-- WHAT THIS TASK INVOLVES --
Write out the listing beneath this instruction in its entirety, exactly as it reads.

————

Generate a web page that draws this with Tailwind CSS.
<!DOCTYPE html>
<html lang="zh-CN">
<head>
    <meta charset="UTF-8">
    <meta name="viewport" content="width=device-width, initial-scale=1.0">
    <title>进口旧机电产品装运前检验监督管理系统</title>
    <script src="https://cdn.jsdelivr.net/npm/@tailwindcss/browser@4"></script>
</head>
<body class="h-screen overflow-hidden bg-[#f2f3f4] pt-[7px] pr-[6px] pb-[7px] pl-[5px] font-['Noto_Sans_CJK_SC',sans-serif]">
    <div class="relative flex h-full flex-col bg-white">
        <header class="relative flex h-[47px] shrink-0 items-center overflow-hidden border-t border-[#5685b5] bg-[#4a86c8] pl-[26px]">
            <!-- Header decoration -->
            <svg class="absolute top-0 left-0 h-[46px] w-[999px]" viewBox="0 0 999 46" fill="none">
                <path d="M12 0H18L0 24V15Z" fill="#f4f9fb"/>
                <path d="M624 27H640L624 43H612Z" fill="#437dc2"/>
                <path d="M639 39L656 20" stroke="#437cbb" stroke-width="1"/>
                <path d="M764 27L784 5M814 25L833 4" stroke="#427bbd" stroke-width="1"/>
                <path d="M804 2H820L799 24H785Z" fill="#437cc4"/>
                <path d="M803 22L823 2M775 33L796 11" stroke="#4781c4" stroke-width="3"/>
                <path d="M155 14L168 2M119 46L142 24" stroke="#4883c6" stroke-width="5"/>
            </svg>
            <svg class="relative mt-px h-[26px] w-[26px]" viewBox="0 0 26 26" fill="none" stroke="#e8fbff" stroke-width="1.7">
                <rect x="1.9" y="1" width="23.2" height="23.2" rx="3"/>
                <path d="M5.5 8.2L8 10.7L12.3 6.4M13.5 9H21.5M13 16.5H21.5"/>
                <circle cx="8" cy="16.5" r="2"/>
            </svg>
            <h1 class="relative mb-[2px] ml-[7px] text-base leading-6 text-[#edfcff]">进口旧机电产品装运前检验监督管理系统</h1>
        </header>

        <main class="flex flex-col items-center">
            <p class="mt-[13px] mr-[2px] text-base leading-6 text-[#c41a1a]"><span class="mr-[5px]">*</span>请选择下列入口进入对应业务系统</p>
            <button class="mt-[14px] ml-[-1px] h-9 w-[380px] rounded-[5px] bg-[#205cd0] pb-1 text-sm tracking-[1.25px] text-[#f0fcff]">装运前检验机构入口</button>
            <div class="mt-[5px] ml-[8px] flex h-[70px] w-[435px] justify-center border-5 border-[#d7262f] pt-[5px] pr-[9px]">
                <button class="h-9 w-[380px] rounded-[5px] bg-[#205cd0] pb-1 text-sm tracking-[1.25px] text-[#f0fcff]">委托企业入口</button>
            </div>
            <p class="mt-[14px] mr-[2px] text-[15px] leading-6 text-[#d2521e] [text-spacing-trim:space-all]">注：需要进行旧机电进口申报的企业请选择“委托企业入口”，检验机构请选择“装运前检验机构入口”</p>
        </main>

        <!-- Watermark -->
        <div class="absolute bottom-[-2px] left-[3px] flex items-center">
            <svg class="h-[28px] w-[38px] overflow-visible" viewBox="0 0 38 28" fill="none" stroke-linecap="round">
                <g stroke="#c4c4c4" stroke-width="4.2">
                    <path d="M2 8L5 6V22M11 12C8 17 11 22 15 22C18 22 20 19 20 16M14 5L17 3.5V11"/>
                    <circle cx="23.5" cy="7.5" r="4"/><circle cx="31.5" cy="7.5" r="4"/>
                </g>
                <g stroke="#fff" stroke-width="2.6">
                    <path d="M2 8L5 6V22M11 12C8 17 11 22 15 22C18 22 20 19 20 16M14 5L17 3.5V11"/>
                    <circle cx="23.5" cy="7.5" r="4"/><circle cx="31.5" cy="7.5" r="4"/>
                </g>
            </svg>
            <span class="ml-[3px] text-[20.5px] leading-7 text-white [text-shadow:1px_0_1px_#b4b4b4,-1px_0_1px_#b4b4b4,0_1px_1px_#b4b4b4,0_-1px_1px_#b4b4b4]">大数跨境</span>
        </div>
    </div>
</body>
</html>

————

-- EXERCISE RESULT --
Generate a web page that draws this with Tailwind CSS.
<!DOCTYPE html>
<html lang="zh-CN">
<head>
    <meta charset="UTF-8">
    <meta name="viewport" content="width=device-width, initial-scale=1.0">
    <title>进口旧机电产品装运前检验监督管理系统</title>
    <script src="https://cdn.jsdelivr.net/npm/@tailwindcss/browser@4"></script>
</head>
<body class="h-screen overflow-hidden bg-[#f2f3f4] pt-[7px] pr-[6px] pb-[7px] pl-[5px] font-['Noto_Sans_CJK_SC',sans-serif]">
    <div class="relative flex h-full flex-col bg-white">
        <header class="relative flex h-[47px] shrink-0 items-center overflow-hidden border-t border-[#5685b5] bg-[#4a86c8] pl-[26px]">
            <!-- Header decoration -->
            <svg class="absolute top-0 left-0 h-[46px] w-[999px]" viewBox="0 0 999 46" fill="none">
                <path d="M12 0H18L0 24V15Z" fill="#f4f9fb"/>
                <path d="M624 27H640L624 43H612Z" fill="#437dc2"/>
                <path d="M639 39L656 20" stroke="#437cbb" stroke-width="1"/>
                <path d="M764 27L784 5M814 25L833 4" stroke="#427bbd" stroke-width="1"/>
                <path d="M804 2H820L799 24H785Z" fill="#437cc4"/>
                <path d="M803 22L823 2M775 33L796 11" stroke="#4781c4" stroke-width="3"/>
                <path d="M155 14L168 2M119 46L142 24" stroke="#4883c6" stroke-width="5"/>
            </svg>
            <svg class="relative mt-px h-[26px] w-[26px]" viewBox="0 0 26 26" fill="none" stroke="#e8fbff" stroke-width="1.7">
                <rect x="1.9" y="1" width="23.2" height="23.2" rx="3"/>
                <path d="M5.5 8.2L8 10.7L12.3 6.4M13.5 9H21.5M13 16.5H21.5"/>
                <circle cx="8" cy="16.5" r="2"/>
            </svg>
            <h1 class="relative mb-[2px] ml-[7px] text-base leading-6 text-[#edfcff]">进口旧机电产品装运前检验监督管理系统</h1>
        </header>

        <main class="flex flex-col items-center">
            <p class="mt-[13px] mr-[2px] text-base leading-6 text-[#c41a1a]"><span class="mr-[5px]">*</span>请选择下列入口进入对应业务系统</p>
            <button class="mt-[14px] ml-[-1px] h-9 w-[380px] rounded-[5px] bg-[#205cd0] pb-1 text-sm tracking-[1.25px] text-[#f0fcff]">装运前检验机构入口</button>
            <div class="mt-[5px] ml-[8px] flex h-[70px] w-[435px] justify-center border-5 border-[#d7262f] pt-[5px] pr-[9px]">
                <button class="h-9 w-[380px] rounded-[5px] bg-[#205cd0] pb-1 text-sm tracking-[1.25px] text-[#f0fcff]">委托企业入口</button>
            </div>
            <p class="mt-[14px] mr-[2px] text-[15px] leading-6 text-[#d2521e] [text-spacing-trim:space-all]">注：需要进行旧机电进口申报的企业请选择“委托企业入口”，检验机构请选择“装运前检验机构入口”</p>
        </main>

        <!-- Watermark -->
        <div class="absolute bottom-[-2px] left-[3px] flex items-center">
            <svg class="h-[28px] w-[38px] overflow-visible" viewBox="0 0 38 28" fill="none" stroke-linecap="round">
                <g stroke="#c4c4c4" stroke-width="4.2">
                    <path d="M2 8L5 6V22M11 12C8 17 11 22 15 22C18 22 20 19 20 16M14 5L17 3.5V11"/>
                    <circle cx="23.5" cy="7.5" r="4"/><circle cx="31.5" cy="7.5" r="4"/>
                </g>
                <g stroke="#fff" stroke-width="2.6">
                    <path d="M2 8L5 6V22M11 12C8 17 11 22 15 22C18 22 20 19 20 16M14 5L17 3.5V11"/>
                    <circle cx="23.5" cy="7.5" r="4"/><circle cx="31.5" cy="7.5" r="4"/>
                </g>
            </svg>
            <span class="ml-[3px] text-[20.5px] leading-7 text-white [text-shadow:1px_0_1px_#b4b4b4,-1px_0_1px_#b4b4b4,0_1px_1px_#b4b4b4,0_-1px_1px_#b4b4b4]">大数跨境</span>
        </div>
    </div>
</body>
</html>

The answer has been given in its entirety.